Beck had planned to succeed Superintendent Eddie Johnson on his retirement effective Jan. 1, but that all changed on Dec. 2 when Lightfoot abruptly fired Johnson, saying he had intentionally misled her about his conduct after a late weeknight out in October when he was found asleep in his running vehicle at a stop sign. Beck flew in from LA that afternoon to run the department until Lightfoot announces a permanent successor to Johnson.

The deadline to seek the superintendent’s post passed on Monday with 23 applicants filing, according to the Police Board, which will recommend three finalists to Lightfoot.

The shooting of McDonald has proved to be a seismic shift for Chicago and its Police Department. The white officer shot McDonald 16 times as the black teen, high on PCP, refused police commands to drop a knife while walking away from officers on a Southwest Side street in October 2014.

Graphic police dashboard camera video of the shooting — ordered released by a judge more than a year later — sparked weeks of chaos and political upheaval, exacerbating the already fraught relationship between Chicago police and minority communities. A U.S. Department of Justice investigation found the department had engaged in widespread civil rights violations for decades, ultimately leading to the federal consent decree laying out a series of mandated reforms.

In a historic trial in 2018, a Cook County jury convicted white Officer Jason Van Dyke of second-degree murder for shooting the black teen 16 times, making him the first Chicago cop in half a century to be convicted of an on-duty killing.

Beck told the couple of hundred business and civic leaders at the downtown luncheon meeting that CPD was “much better positioned for success” than LAPD to enact the consent decree reforms.

He touted Chicago’s nerve centers, located in most of the department’s patrol districts that use real-time crime data to help commanders determine where to deploy officers, a vast network of surveillance cameras and gunshot detection technology that allows cops to respond more quickly to shootings.

“That is beyond what any other major city police department has,” he said.

Beck also credited major citywide anti-violence programming that offered jobs, gang conflict mediation and victim support — programming he said the city plans to boost with funding.

“People see that you put as much value in constitutional policing as you do in solving crimes, they understand, and that builds trust,” he said.

Beck said he would also expand a pilot program in which some beat officers are freed from responding to 911 calls to personally interact with residents and businesses in order to tackle quality-of-life issues such as troubled buildings, loitering and other nuisance offenses. The work can improve police relations with the community — and lead to more help from residents in the fight against crime, he said.

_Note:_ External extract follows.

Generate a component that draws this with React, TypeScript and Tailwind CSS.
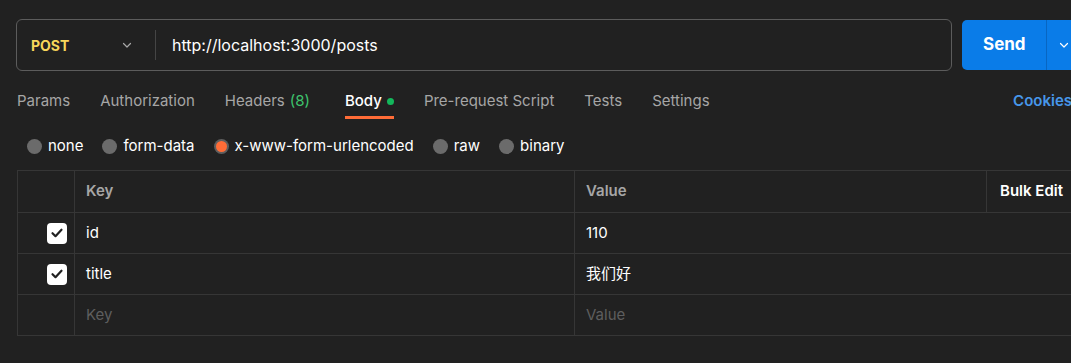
import React from 'react';

const Chevron = ({ className }: { className?: string }) => (
  <svg className={className} width="12" height="12" viewBox="0 0 12 12" fill="none">
    <path d="M2.5 4.5L6 8l3.5-3.5" stroke="currentColor" strokeWidth="1.2" strokeLinecap="round" strokeLinejoin="round" />
  </svg>
);

const Check = () => (
  <div className="w-[20px] h-[21px] rounded-[4px] bg-white flex items-center justify-center">
    <svg width="14" height="14" viewBox="0 0 14 14" fill="none">
      <path d="M2.5 7.2l3 3 6-6.5" stroke="#212121" strokeWidth="2.2" strokeLinecap="round" strokeLinejoin="round" />
    </svg>
  </div>
);

const tabs = [
  { label: 'Params' },
  { label: 'Authorization' },
  { label: 'Headers', count: '(8)' },
  { label: 'Body', active: true },
  { label: 'Pre-request Script' },
  { label: 'Tests' },
  { label: 'Settings' },
];

const radios = [
  { label: 'none' },
  { label: 'form-data' },
  { label: 'x-www-form-urlencoded', on: true },
  { label: 'raw' },
  { label: 'binary' },
];

const rows = [
  { key: 'id', value: '110' },
  { key: 'title', value: '我们好' },
];

const App: React.FC = () => {
  return (
    <div
      className="w-[1071px] h-[363px] overflow-hidden bg-[#212121] text-[15px] text-[#f0f0f0]"
      style={{ fontFamily: 'Inter, "Noto Sans CJK SC", sans-serif' }}
    >
      {/* request bar */}
      <div className="flex items-center pl-[16px] pt-[19px] gap-[10px]">
        <div className="w-[936px] h-[52px] flex items-center border border-[#5c5c5c] rounded-[6px]">
          <div className="w-[138px] flex items-center justify-between pl-[14px] pr-[22px]">
            <span className="font-bold text-[14px] text-[#f8d65b]">POST</span>
            <Chevron className="text-[#a8a8a8]" />
          </div>
          <div className="w-px h-[30px] bg-[#454545]" />
          <span className="pl-[16px] text-[16px] text-white">http://localhost:3000/posts</span>
        </div>
        <div className="flex-1 h-[50px] bg-[#0a7ce8] rounded-l-[5px] flex items-center">
          <span className="w-[84px] pl-[21px] font-bold text-[17px] text-white">Send</span>
          <div className="w-px h-full bg-[#0866c2]" />
          <Chevron className="ml-[11px] text-white" />
        </div>
      </div>

      {/* tabs */}
      <div className="flex items-center h-[49px] pl-[17px] mt-[6px]">
        <div className="flex items-center gap-[30px]">
          {tabs.map((t) => (
            <div key={t.label} className={`relative flex items-center h-[49px] ${t.count ? 'mr-[5px]' : ''}`}>
              <span className={t.active ? 'text-white font-medium' : 'text-[#a6a6a6]'}>{t.label}</span>
              {t.count && <span className="ml-[5px] text-[#3ec46d]">{t.count}</span>}
              {t.active && <span className="ml-[5px] w-[7px] h-[7px] rounded-full bg-[#13b75b]" />}
              {t.active && <span className="absolute left-0 right-0 bottom-[7px] h-[3px] bg-[#ff6c37]" />}
            </div>
          ))}
        </div>
        <span className="ml-auto mr-[-1px] font-semibold text-[#4797ea]">Cookies</span>
      </div>

      {/* body type */}
      <div className="flex items-center h-[50px] pl-[27px] gap-[19px] mt-[-5px]">
        {radios.map((r) => (
          <label key={r.label} className="flex items-center gap-[6px]">
            {r.on ? (
              <span className="w-[15px] h-[15px] rounded-full bg-[#5e5e5e] flex items-center justify-center">
                <span className="w-[11px] h-[11px] rounded-full bg-[#ff6c37]" />
              </span>
            ) : (
              <span className="w-[15px] h-[15px] rounded-full bg-[#6b6b6b]" />
            )}
            <span className="text-white">{r.label}</span>
          </label>
        ))}
      </div>

      {/* table */}
      <div className="ml-[17px] mt-[-1px] w-[1070px] border-t border-l border-[#363636]">
        <div className="flex h-[42px] border-b border-[#363636]">
          <div className="w-[57px] border-r border-[#363636]" />
          <div className="w-[500px] border-r border-[#363636] flex items-center pl-[11px] font-semibold text-[#a6a6a6]">Key</div>
          <div className="w-[412px] border-r border-[#363636] flex items-center pl-[11px] font-semibold text-[#a6a6a6]">Value</div>
          <div className="flex-1 flex items-center pl-[13px] font-semibold text-white">Bulk Edit</div>
        </div>
        {rows.map((r) => (
          <div key={r.key} className="flex h-[41px] border-b border-[#363636]">
            <div className="w-[57px] border-r border-[#363636] flex items-center justify-end pr-[7px]">
              <Check />
            </div>
            <div className="w-[500px] border-r border-[#363636] flex items-center pl-[11px] text-white">{r.key}</div>
            <div className="flex-1 flex items-center pl-[11px] text-white">{r.value}</div>
          </div>
        ))}
        <div className="flex h-[41px] border-b border-[#363636]">
          <div className="w-[57px] border-r border-[#363636]" />
          <div className="w-[500px] border-r border-[#363636] flex items-center pl-[11px] text-[#5e5e5e]">Key</div>
          <div className="flex-1 flex items-center pl-[11px] text-[#5e5e5e]">Value</div>
        </div>
      </div>
    </div>
  );
};

export default App;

Beck also touched on his swift decision to suspend the department’s controversial merit promotion system, long criticized by officers for allowing too many less-deserving cops to win promotions because of who they know rather than what they know.

Beck also revealed to the audience he has a long-ago connection to Chicago — his great-grandfather, who grew up on Chicago’s West Side. His grandfather was also born in the city before relocating to the West Coast, but Beck said he told him stories about living in Chicago.

“For me, this is a little bit of a coming home,” he said. “… I want to make sure that this city has the best police department it can possibly have in the short time that I’m here. But I also want to make sure that my great-grandfather knows I did the best I could do to make his hometown, and now my adopted hometown, the safest big city in America.”